Thanks.  Do you have a pointer to a description of how it does it?


> The type B error that I described is the GC detecting a 'false pointer' when it
>
> shouldn't e.g. if you have a float that looks like a pointer. That's the definition
>
> of a conservative collector, if you have things in memory that look like pointers
>
> then that's a death kiss. Nothing can be done about it and the programmer
>
> should be ready to accept this before using a conservative collector. GCC could
>
> tell the garbage collector that something is not a pointer, but then it won't
>
> be conservative garbage collection, it will be an exact garbage collection. (It
>
> would be nice to have it though). The issue that I am talking about is that if
>
> some variables die i.e. all references to them disappear or they won't be used
>
> in the program again, then the garbage collector should be able to collect
>
> them.

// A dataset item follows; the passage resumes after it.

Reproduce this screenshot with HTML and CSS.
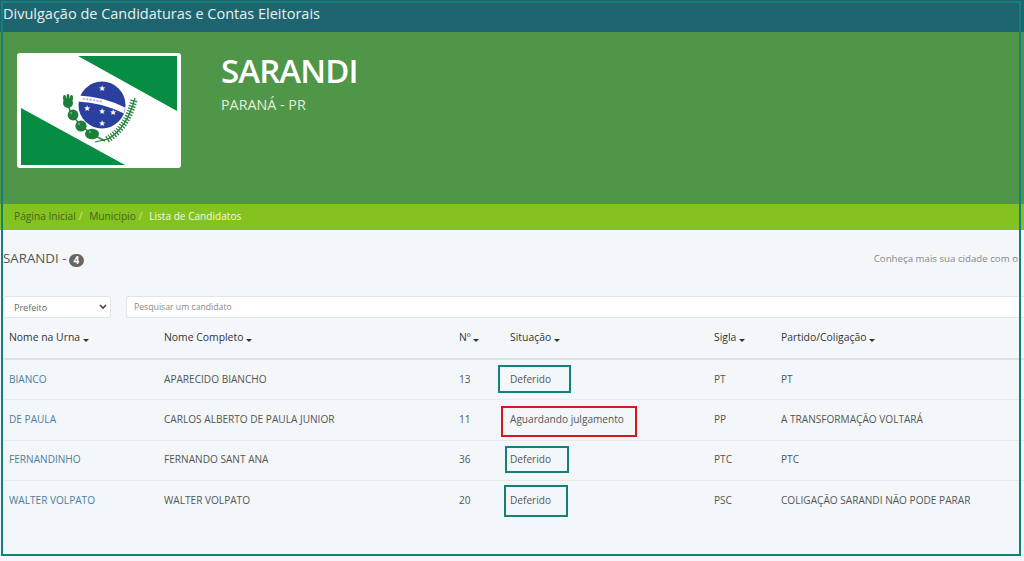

But it can't if pointers to them are left on the register or the stack. It will
>
> only collect them if those registers or stack slots get overwritten. GCC does a
>
> lot of optimizations and sees no value in zeroing out registers or stack slots
>
> containing pointers to dead variables. But this feature should be put in to
>
> enable better garbage collection. This issue is different from the GC
>
> misinterpreting floats or other things as false pointers in memory. That is
>
> beyond the capability of a conservative GC. The issue here is GCC not getting rid
>
> of unneeded pointers. GCC should obey a space time safety guarantee i.e. make
>
> sure that if a variable is dead then all pointers it has of it should disappear after
>
> a certain time if not instantly.

You are distinguishing the cases, but either way you have a value in
memory or a register that looks like a pointer but is actually not a
(live) pointer.  Either way the conservative collector is incorrectly
deciding that a value, that is not a (live) pointer is in fact a
pointer.  I don't see the cases as fundamentally different.